Anfahrt

Anfahrt 1024 674 Oliver Fecht

Eine Bierdose übernimmt im Zusammenspiel mit den Naturgewalten des Meeres das Unterhaltungsprogramm auf Deck. Sie rollt mal nach recht, mal nach links, mal im Kreis. Stillstand! Nach drei Tagen ist die Schmerzgrenze erreicht. Alles Interesse ist erloschen. Die graublaue Aquawelt auf der „Norröna“ Richtung Island kann dem Auge nichts mehr bieten. Die leeren Stunden dehnen sich zur Ewigkeit. Die Untätigkeit wird zur Qual. Stunde um Stunde haben wir das Meer beobachtet, den Horizont im Blick behalten, sind Kilometer auf Deck unterwegs gewesen, saßen im Holzstuhl am Bug und Heck, haben den Reiseführer durchgewälzt, die Rätsel der Bedienung der Aktionkamera gelöst und die Gerüche in der Holzklassenkoje mit weiteren 10 Reisenden auf 8 Quadratmetern ertragen. Hier dann doch gleich der erste Ratschlag: Gönnt euch mindestens eine Viererkabine, denn Geiz ist nicht geil!

Lichtblicke gibt es nur in der Dunkelheit, wenn sich die Abenteurer an der Bar treffen. Wir quatschen über dies und das, über die Planungen und Vorhaben. Und plötzlich lodert das Feuer in unseren Herzen wieder auf. Entzündet durch die Gedanken an ein Land am Rande des nördlichen Polarkreises, an eine geheimnisvolle Welt aus Fels und Eis, an die Abenteuer die uns dort erwarten werden. Es wird lebhaft an Bord. Die Fähre Norröna der Smyril Line gleitet majestätisch durch den 17 km langen Fjord bis nach Seydisfördur und so nebenbei ist dies wohl  die schönste Art, in Island anzukommen. Aber dafür haben wir alle keinen Blick. Die Ungeduld, welche die Langeweile endlich besiegt ist zum Zerreißen spürbar. Die Motoren brüllen, die Kupplungen stampfen, das Gummi krallt sich in den Schiffsboden. Mit dem Öffnen der Schiffsluke und dem lösen der Bremsen schoss jedem der Husky-, KTM-, Land Rover-, und GS-Cowboys nur ein Gedanke durch den Kopf: Endlich Dreck unter die Stollen zu bekommen!!!

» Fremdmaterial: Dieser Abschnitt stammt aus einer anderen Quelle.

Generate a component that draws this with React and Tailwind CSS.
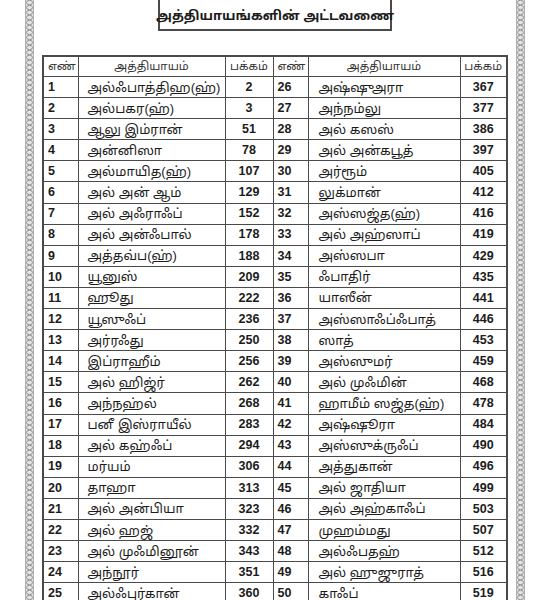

Die ersten Eindrücke auf Island sind feucht, neblig, taub und dumpf! Aufgereiht, wie an einer Perlenschnur schleichen die motorisierten Abenteurer auf der 93 von Seydisfördur über den 660m hohen Pass nach Egilsstadir. Dort wird getankt, Geld geholt und die Vorräte auf gefüllt. Der Trip in die Ostfjorde duldet keinen Aufschub und so folgen wir der Straße 917. Von Ketilsstadir führt die größtenteils ungeteerte Straße durch spektakuläre Berglandschaften über den 655m hohen Pass „Hellisheidi“ hinunter zur Ostküste. Die Haarnadelkurven schrauben uns stetig in die Höhe und die kräftiger werdenden Naturgewalten setzen uns zu. Sicht? Wäre gut – gibt’s aber nicht, dafür eine schmale Straße umgeben von Abhängen und Schneefeldern. Plötzlich reißt der Himmel auf und unsere Blicke stürzen sich in das Flussdelta des „Heradssandur“. Die Ausblicke auf beiden Seiten werden sich dem, der diese Fahrt unternimmt, ins Gedächtnis brennen. Am Ende des Tages hat uns der Kick endlich da zu sein, schon bis in die einsame Wildnis des äußersten Nordosten gebracht. Im Hostel in Kópasker kommen wir zur Ruhe.